Joe played that fish for nearly 40 minutes as she used her weight and power to lumber across the pool. Each time a yard of line was gained it seemed to take five yards back, and we all genuinely doubted the likelihood of landing such an epic creature. Eventually, though, the fish began to tire and we got our first glimpse of the monster in the inky black of the river which was now only lit by one solitary street lamp high above our heads.
Ten minutes later and the fish seemed beaten. Oliver took up a position directly below Joe and at the first opportunity took hold of the lower jaw of the siluro which instantly bucked and thrashed and threw Oliver to one side. Oliver steadied himself, tried again and got the grip he was after with his gloved hands – the writhing leviathan was ours! Joe puffed his cheeks and wiped his brow as Oliver and I carefully drew her onto the unhooking mat where we could finally take a closer look.

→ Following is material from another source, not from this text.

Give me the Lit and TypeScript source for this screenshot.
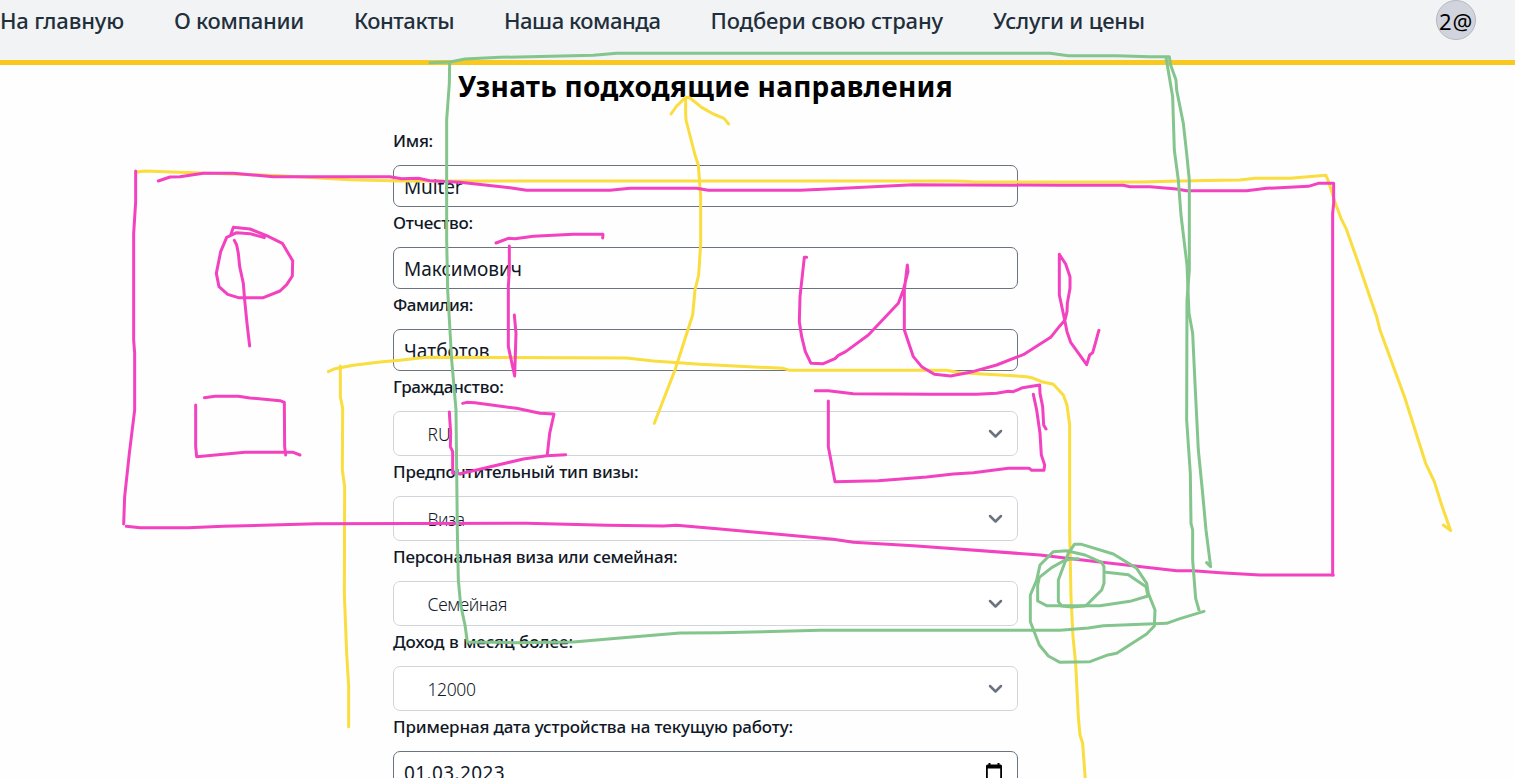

Measuring 173cm, this fish would weigh somewhere between 155 and 165lb. It is not only the largest freshwater fish ever caught on a fly in Italy, but one of the largest freshwater fish ever caught on fly in Europe. The tiny fly seemed so insignificant in that enormous head, but it was lodged firmly and precisely in the fleshy corner of its mouth. We took a few minutes to revive her before she defiantly sulked away into the darkness. Three anglers stood silently, each aware that he had just witnessed a historic capture.
This fish was not only a victory for Joe, but also for Oliver and his commitment to pioneering an entirely new path for the adventure fly fisherman. Anglers like Oliver, Rudi Heger of Germany and Spanish expert David Tejedor are cracking the code of a game fish that is like no other. If, like me, you appreciate the diversity and challenge of fishing with flies, then I would encourage you to take a step into the unknown and seek a new adventure in one of the world's most beautiful cities.